Lomborg is a controversial figure in the scientific community. Author of “The Skeptical Environmentalist”, he also is the director and founder of a think tank, the Copenhagen Consensus Center, which looks to determine the most effective ways in which public policy can be directed to alleviate global crises. Lomborg’s assertion, as made in his book, is that the world is actually better off now that we were a hundred years ago (even with global warming being a real issue) and that the world community should focus its money and energy into areas with a better chance of improving things than simply trying to cut carbon dioxide production (though he readily admits that’s something worth addressing too).

The documentary follows Lomborg as he meets with economists and scientists, lectures at universities, and visits impoverished sections of Africa. Timoner makes sure to include the reasons for Lomborg’s controversial status in the scientific community but once that beginning section has been laid out, and we’re given a greater sense of who Lomborg is, the film then focuses squarely on presenting a host of scientific ideas about what can be done for the world, using the same budget that the European Union has proposed for the singular purpose of reducing CO2 emissions.

Timonen does a nice job of presenting Lomborg’s material, utilizing easy to understand visual simulations of proposed theories and keeping the film on a linear track. Don’t forget, however, that this film is based on the perspectives of the director and her subject. Like all documentaries, questioning the sources and their conclusions should not only be recommended but encouraged. While I found myself responding to Lomborg’s more reasoned approach to educating people about the problems of global warming, I’m no scientist and would need to read the studies in order to really know who’s right about their environmental projections.

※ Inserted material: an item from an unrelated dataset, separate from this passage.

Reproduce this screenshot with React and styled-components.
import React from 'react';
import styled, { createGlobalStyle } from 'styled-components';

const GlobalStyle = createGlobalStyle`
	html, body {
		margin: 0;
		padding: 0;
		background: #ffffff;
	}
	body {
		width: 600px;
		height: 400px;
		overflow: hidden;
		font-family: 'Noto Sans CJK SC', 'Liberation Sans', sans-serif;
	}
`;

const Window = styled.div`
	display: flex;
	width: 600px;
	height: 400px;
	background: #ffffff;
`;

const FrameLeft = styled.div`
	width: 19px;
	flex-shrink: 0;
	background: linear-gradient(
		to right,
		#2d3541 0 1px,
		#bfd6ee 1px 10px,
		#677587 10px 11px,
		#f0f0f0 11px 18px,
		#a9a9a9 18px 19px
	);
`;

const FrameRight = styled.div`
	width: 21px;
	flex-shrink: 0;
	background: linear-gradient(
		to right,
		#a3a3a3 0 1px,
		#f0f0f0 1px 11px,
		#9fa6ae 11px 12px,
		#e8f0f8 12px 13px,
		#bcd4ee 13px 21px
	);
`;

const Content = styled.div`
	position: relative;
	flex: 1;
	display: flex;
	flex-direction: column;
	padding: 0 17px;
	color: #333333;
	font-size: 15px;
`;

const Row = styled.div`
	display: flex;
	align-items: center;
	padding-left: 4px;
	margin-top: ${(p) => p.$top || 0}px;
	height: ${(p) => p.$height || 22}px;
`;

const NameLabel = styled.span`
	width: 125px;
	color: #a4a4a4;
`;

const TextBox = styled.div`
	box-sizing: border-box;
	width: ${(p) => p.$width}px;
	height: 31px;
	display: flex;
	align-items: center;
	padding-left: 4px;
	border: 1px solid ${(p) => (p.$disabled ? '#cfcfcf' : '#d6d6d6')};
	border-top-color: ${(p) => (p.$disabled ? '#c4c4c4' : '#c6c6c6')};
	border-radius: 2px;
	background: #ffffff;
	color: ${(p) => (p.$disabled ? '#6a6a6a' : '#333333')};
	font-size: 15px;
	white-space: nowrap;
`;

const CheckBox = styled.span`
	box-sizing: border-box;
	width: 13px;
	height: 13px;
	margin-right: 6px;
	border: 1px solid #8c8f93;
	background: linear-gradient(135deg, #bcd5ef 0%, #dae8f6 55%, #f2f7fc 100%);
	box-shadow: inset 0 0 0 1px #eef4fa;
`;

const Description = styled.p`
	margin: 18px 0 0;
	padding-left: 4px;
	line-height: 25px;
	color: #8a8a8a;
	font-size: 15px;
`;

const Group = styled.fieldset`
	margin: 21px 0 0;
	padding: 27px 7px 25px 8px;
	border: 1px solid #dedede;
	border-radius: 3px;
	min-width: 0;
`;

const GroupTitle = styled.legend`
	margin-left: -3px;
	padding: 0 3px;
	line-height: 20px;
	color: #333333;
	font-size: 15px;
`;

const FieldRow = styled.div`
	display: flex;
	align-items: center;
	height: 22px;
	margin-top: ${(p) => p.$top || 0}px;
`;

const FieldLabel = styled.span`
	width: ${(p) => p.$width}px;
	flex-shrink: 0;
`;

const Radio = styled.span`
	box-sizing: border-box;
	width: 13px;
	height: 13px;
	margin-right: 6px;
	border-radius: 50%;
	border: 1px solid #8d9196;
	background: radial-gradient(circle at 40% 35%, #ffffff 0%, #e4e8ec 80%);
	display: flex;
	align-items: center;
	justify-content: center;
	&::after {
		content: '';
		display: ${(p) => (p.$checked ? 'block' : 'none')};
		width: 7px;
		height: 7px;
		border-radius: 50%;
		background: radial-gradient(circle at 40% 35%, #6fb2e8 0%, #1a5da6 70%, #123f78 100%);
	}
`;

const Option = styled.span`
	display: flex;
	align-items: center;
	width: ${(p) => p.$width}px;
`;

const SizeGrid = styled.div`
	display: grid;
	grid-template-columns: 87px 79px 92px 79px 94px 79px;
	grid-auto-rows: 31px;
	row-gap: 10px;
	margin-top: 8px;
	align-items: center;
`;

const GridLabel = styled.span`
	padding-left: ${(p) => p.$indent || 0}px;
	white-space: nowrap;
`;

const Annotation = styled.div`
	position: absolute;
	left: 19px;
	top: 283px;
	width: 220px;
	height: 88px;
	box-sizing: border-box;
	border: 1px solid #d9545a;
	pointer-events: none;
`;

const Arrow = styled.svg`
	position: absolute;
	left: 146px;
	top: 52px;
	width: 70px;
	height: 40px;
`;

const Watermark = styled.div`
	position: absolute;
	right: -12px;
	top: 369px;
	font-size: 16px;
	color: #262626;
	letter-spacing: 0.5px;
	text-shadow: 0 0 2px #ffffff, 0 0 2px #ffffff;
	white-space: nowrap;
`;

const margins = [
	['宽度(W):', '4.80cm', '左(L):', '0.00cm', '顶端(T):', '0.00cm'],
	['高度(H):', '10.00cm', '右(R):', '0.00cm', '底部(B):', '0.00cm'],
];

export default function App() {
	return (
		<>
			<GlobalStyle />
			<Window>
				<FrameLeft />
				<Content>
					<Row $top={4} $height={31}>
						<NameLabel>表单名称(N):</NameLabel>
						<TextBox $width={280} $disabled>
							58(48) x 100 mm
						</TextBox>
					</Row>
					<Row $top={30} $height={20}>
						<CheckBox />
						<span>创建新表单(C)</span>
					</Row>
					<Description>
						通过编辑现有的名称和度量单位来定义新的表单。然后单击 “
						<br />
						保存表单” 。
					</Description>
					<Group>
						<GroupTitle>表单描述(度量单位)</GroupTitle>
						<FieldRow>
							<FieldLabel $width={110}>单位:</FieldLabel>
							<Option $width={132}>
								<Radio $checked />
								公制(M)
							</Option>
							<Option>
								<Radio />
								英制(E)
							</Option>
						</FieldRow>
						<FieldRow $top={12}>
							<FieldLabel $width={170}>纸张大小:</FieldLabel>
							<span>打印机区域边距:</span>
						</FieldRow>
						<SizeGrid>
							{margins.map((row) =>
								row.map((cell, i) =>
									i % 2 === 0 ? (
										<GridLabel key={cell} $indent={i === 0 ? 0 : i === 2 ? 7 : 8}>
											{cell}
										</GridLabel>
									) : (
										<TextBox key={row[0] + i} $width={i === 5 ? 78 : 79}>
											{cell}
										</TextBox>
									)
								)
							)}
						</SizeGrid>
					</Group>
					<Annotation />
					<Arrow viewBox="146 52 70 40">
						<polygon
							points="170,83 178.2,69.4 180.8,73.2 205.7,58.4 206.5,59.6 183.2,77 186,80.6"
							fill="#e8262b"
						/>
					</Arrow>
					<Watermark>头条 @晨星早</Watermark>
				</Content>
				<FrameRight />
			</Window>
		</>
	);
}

But that’s the way science goes, especially in the field of global warming. Each side, and all those in-between like Lomborg, can call upon stacks of data and recite statistics that seem to prove whoever is speaking at the time to be correct. However, what should be taken from this documentary is the need to continue pushing for open debate about the best course public policy should take. To that end, “Cool It” succeeds and by laying out its ideas in a measured fashion, it gave me plenty of food for thought. A 3.5 out of 5, I’d say that this is a great companion piece to “An Inconvenient Truth”. Even though I felt Gore’s passion/politics outweighed his data, it never hurts to have more viewpoints (though I’d say you should watch his first and then Lomborg’s take, since he specifically refutes some of Gore’s assertions).